__AIM__: Transcribe the records below in full; pictures stay out of the copy.

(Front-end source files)
- - - - - - -
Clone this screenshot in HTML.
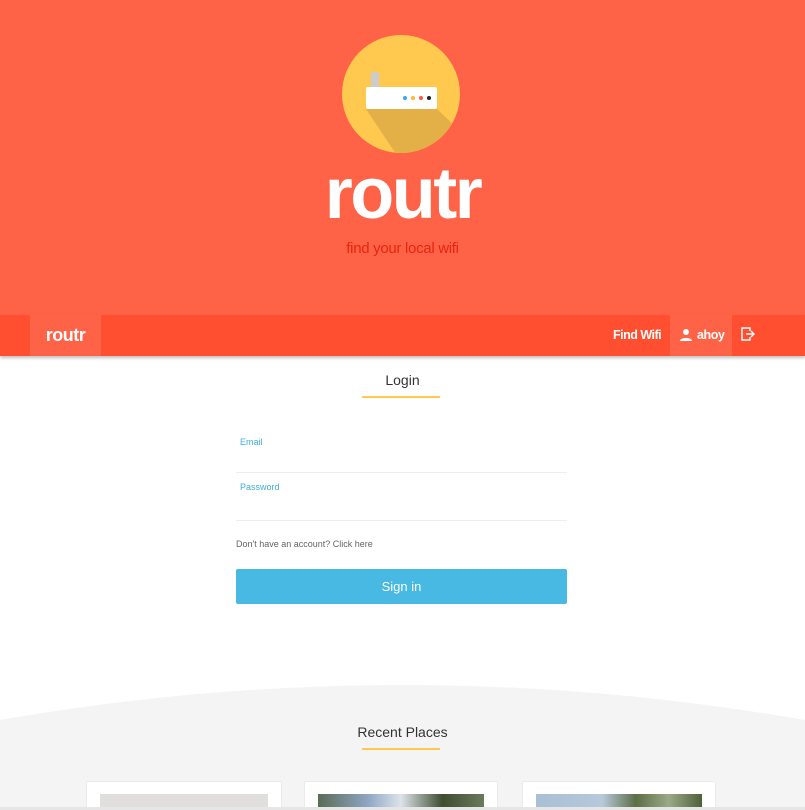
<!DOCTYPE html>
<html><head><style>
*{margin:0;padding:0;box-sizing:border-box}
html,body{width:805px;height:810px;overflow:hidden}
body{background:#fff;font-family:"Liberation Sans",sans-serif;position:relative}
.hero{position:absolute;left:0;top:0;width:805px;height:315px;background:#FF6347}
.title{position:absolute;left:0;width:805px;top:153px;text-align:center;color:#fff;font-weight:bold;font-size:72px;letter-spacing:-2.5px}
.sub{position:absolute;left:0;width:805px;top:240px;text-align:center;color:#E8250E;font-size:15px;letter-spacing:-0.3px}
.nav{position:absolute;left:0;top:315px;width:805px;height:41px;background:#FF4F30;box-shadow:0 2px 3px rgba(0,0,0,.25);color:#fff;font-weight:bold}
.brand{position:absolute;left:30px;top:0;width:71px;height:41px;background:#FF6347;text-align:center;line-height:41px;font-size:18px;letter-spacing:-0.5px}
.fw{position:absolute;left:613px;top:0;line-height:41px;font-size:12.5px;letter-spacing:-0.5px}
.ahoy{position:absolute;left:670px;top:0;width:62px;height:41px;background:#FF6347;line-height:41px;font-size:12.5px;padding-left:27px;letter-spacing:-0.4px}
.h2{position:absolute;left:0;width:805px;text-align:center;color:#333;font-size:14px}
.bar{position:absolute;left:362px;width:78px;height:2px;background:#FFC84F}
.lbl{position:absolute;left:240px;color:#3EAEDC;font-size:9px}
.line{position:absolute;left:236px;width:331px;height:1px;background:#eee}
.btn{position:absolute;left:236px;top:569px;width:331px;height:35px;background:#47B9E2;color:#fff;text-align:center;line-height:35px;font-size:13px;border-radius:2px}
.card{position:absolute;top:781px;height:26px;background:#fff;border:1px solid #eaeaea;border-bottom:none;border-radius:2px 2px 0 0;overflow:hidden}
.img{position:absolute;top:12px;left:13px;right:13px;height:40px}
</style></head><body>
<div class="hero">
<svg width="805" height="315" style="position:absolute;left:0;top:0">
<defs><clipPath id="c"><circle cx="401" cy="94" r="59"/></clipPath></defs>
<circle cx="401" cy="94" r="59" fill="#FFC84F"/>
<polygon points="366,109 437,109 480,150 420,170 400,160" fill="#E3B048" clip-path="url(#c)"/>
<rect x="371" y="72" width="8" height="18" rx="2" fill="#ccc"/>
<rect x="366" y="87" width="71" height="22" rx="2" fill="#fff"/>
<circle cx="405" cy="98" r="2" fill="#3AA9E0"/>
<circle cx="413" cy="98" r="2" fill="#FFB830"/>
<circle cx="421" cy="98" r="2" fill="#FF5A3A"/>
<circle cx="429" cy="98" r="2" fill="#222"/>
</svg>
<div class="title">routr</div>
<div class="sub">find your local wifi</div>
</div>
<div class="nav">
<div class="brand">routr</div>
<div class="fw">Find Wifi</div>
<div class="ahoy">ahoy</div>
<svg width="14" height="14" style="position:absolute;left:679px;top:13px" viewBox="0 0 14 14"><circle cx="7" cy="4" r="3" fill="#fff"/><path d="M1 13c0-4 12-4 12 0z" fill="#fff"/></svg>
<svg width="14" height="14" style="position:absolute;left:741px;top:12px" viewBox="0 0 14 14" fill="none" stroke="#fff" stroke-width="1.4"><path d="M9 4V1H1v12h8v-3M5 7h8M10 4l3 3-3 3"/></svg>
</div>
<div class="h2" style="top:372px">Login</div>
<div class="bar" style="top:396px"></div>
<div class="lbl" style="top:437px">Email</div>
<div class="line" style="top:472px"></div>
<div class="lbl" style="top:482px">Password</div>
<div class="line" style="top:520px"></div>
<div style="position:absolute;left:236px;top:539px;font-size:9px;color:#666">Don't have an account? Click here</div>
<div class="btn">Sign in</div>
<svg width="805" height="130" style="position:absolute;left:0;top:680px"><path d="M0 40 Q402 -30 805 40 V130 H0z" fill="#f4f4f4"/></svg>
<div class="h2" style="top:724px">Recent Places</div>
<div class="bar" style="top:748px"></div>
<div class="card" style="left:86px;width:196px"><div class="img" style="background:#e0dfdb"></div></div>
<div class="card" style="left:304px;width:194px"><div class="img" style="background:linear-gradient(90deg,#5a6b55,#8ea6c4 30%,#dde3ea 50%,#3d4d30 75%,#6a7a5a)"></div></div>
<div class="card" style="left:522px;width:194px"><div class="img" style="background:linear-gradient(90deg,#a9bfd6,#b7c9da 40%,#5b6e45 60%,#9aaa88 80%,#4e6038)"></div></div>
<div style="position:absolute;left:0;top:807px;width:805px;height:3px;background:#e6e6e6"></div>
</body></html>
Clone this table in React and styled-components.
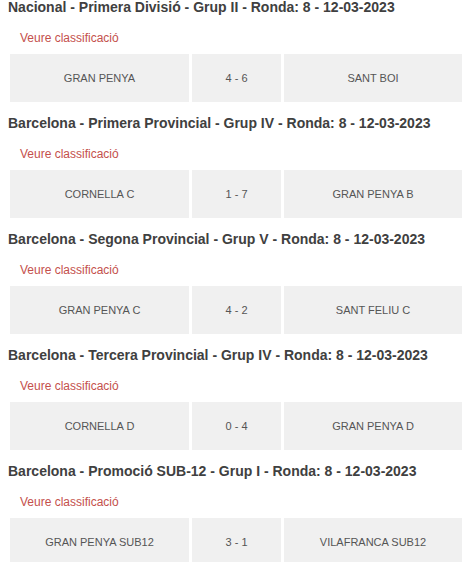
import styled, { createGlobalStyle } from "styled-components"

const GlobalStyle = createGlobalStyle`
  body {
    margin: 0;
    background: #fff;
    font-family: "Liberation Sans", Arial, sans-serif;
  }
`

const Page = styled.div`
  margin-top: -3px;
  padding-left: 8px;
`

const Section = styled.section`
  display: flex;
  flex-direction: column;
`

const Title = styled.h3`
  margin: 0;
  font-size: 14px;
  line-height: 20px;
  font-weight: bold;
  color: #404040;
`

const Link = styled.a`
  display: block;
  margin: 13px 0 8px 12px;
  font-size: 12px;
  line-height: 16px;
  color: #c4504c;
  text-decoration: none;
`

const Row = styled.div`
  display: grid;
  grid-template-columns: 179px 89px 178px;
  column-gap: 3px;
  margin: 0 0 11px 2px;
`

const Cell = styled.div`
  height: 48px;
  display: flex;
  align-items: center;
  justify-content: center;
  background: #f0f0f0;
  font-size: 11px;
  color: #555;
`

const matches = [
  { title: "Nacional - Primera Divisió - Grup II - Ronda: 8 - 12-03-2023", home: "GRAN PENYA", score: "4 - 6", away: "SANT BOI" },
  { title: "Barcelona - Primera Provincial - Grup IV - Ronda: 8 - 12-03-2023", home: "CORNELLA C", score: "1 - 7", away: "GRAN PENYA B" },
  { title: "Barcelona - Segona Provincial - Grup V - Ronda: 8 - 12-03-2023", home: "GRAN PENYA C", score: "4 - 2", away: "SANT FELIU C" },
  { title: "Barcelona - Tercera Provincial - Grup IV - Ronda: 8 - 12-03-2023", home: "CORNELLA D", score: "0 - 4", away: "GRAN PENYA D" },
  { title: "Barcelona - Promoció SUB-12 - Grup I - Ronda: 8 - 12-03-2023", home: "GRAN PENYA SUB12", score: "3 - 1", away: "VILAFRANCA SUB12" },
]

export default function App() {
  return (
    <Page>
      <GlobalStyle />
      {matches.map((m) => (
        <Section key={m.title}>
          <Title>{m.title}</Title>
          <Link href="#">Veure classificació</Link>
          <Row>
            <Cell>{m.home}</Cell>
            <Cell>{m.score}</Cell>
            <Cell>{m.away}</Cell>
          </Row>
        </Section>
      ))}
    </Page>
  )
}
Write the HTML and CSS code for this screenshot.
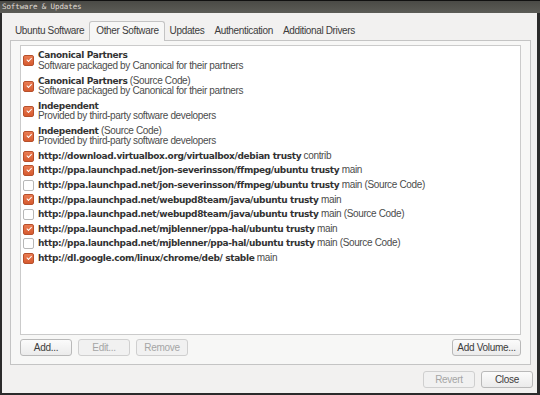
- - - - - - -
__EXERCISE RESPONSE__:
Clone this screenshot in HTML.
<!DOCTYPE html>
<html><head><style>
*{margin:0;padding:0;box-sizing:border-box}
html,body{width:805px;height:810px;overflow:hidden}
body{background:#fff;font-family:"Liberation Sans",sans-serif;position:relative}
.hero{position:absolute;left:0;top:0;width:805px;height:315px;background:#FF6347}
.title{position:absolute;left:0;width:805px;top:153px;text-align:center;color:#fff;font-weight:bold;font-size:72px;letter-spacing:-2.5px}
.sub{position:absolute;left:0;width:805px;top:240px;text-align:center;color:#E8250E;font-size:15px;letter-spacing:-0.3px}
.nav{position:absolute;left:0;top:315px;width:805px;height:41px;background:#FF4F30;box-shadow:0 2px 3px rgba(0,0,0,.25);color:#fff;font-weight:bold}
.brand{position:absolute;left:30px;top:0;width:71px;height:41px;background:#FF6347;text-align:center;line-height:41px;font-size:18px;letter-spacing:-0.5px}
.fw{position:absolute;left:613px;top:0;line-height:41px;font-size:12.5px;letter-spacing:-0.5px}
.ahoy{position:absolute;left:670px;top:0;width:62px;height:41px;background:#FF6347;line-height:41px;font-size:12.5px;padding-left:27px;letter-spacing:-0.4px}
.h2{position:absolute;left:0;width:805px;text-align:center;color:#333;font-size:14px}
.bar{position:absolute;left:362px;width:78px;height:2px;background:#FFC84F}
.lbl{position:absolute;left:240px;color:#3EAEDC;font-size:9px}
.line{position:absolute;left:236px;width:331px;height:1px;background:#eee}
.btn{position:absolute;left:236px;top:569px;width:331px;height:35px;background:#47B9E2;color:#fff;text-align:center;line-height:35px;font-size:13px;border-radius:2px}
.card{position:absolute;top:781px;height:26px;background:#fff;border:1px solid #eaeaea;border-bottom:none;border-radius:2px 2px 0 0;overflow:hidden}
.img{position:absolute;top:12px;left:13px;right:13px;height:40px}
</style></head><body>
<div class="hero">
<svg width="805" height="315" style="position:absolute;left:0;top:0">
<defs><clipPath id="c"><circle cx="401" cy="94" r="59"/></clipPath></defs>
<circle cx="401" cy="94" r="59" fill="#FFC84F"/>
<polygon points="366,109 437,109 480,150 420,170 400,160" fill="#E3B048" clip-path="url(#c)"/>
<rect x="371" y="72" width="8" height="18" rx="2" fill="#ccc"/>
<rect x="366" y="87" width="71" height="22" rx="2" fill="#fff"/>
<circle cx="405" cy="98" r="2" fill="#3AA9E0"/>
<circle cx="413" cy="98" r="2" fill="#FFB830"/>
<circle cx="421" cy="98" r="2" fill="#FF5A3A"/>
<circle cx="429" cy="98" r="2" fill="#222"/>
</svg>
<div class="title">routr</div>
<div class="sub">find your local wifi</div>
</div>
<div class="nav">
<div class="brand">routr</div>
<div class="fw">Find Wifi</div>
<div class="ahoy">ahoy</div>
<svg width="14" height="14" style="position:absolute;left:679px;top:13px" viewBox="0 0 14 14"><circle cx="7" cy="4" r="3" fill="#fff"/><path d="M1 13c0-4 12-4 12 0z" fill="#fff"/></svg>
<svg width="14" height="14" style="position:absolute;left:741px;top:12px" viewBox="0 0 14 14" fill="none" stroke="#fff" stroke-width="1.4"><path d="M9 4V1H1v12h8v-3M5 7h8M10 4l3 3-3 3"/></svg>
</div>
<div class="h2" style="top:372px">Login</div>
<div class="bar" style="top:396px"></div>
<div class="lbl" style="top:437px">Email</div>
<div class="line" style="top:472px"></div>
<div class="lbl" style="top:482px">Password</div>
<div class="line" style="top:520px"></div>
<div style="position:absolute;left:236px;top:539px;font-size:9px;color:#666">Don't have an account? Click here</div>
<div class="btn">Sign in</div>
<svg width="805" height="130" style="position:absolute;left:0;top:680px"><path d="M0 40 Q402 -30 805 40 V130 H0z" fill="#f4f4f4"/></svg>
<div class="h2" style="top:724px">Recent Places</div>
<div class="bar" style="top:748px"></div>
<div class="card" style="left:86px;width:196px"><div class="img" style="background:#e0dfdb"></div></div>
<div class="card" style="left:304px;width:194px"><div class="img" style="background:linear-gradient(90deg,#5a6b55,#8ea6c4 30%,#dde3ea 50%,#3d4d30 75%,#6a7a5a)"></div></div>
<div class="card" style="left:522px;width:194px"><div class="img" style="background:linear-gradient(90deg,#a9bfd6,#b7c9da 40%,#5b6e45 60%,#9aaa88 80%,#4e6038)"></div></div>
<div style="position:absolute;left:0;top:807px;width:805px;height:3px;background:#e6e6e6"></div>
</body></html>
Clone this table in React and styled-components.
import styled, { createGlobalStyle } from "styled-components"

const GlobalStyle = createGlobalStyle`
  body {
    margin: 0;
    background: #fff;
    font-family: "Liberation Sans", Arial, sans-serif;
  }
`

const Page = styled.div`
  margin-top: -3px;
  padding-left: 8px;
`

const Section = styled.section`
  display: flex;
  flex-direction: column;
`

const Title = styled.h3`
  margin: 0;
  font-size: 14px;
  line-height: 20px;
  font-weight: bold;
  color: #404040;
`

const Link = styled.a`
  display: block;
  margin: 13px 0 8px 12px;
  font-size: 12px;
  line-height: 16px;
  color: #c4504c;
  text-decoration: none;
`

const Row = styled.div`
  display: grid;
  grid-template-columns: 179px 89px 178px;
  column-gap: 3px;
  margin: 0 0 11px 2px;
`

const Cell = styled.div`
  height: 48px;
  display: flex;
  align-items: center;
  justify-content: center;
  background: #f0f0f0;
  font-size: 11px;
  color: #555;
`

const matches = [
  { title: "Nacional - Primera Divisió - Grup II - Ronda: 8 - 12-03-2023", home: "GRAN PENYA", score: "4 - 6", away: "SANT BOI" },
  { title: "Barcelona - Primera Provincial - Grup IV - Ronda: 8 - 12-03-2023", home: "CORNELLA C", score: "1 - 7", away: "GRAN PENYA B" },
  { title: "Barcelona - Segona Provincial - Grup V - Ronda: 8 - 12-03-2023", home: "GRAN PENYA C", score: "4 - 2", away: "SANT FELIU C" },
  { title: "Barcelona - Tercera Provincial - Grup IV - Ronda: 8 - 12-03-2023", home: "CORNELLA D", score: "0 - 4", away: "GRAN PENYA D" },
  { title: "Barcelona - Promoció SUB-12 - Grup I - Ronda: 8 - 12-03-2023", home: "GRAN PENYA SUB12", score: "3 - 1", away: "VILAFRANCA SUB12" },
]

export default function App() {
  return (
    <Page>
      <GlobalStyle />
      {matches.map((m) => (
        <Section key={m.title}>
          <Title>{m.title}</Title>
          <Link href="#">Veure classificació</Link>
          <Row>
            <Cell>{m.home}</Cell>
            <Cell>{m.score}</Cell>
            <Cell>{m.away}</Cell>
          </Row>
        </Section>
      ))}
    </Page>
  )
}
Write the HTML and CSS code for this screenshot.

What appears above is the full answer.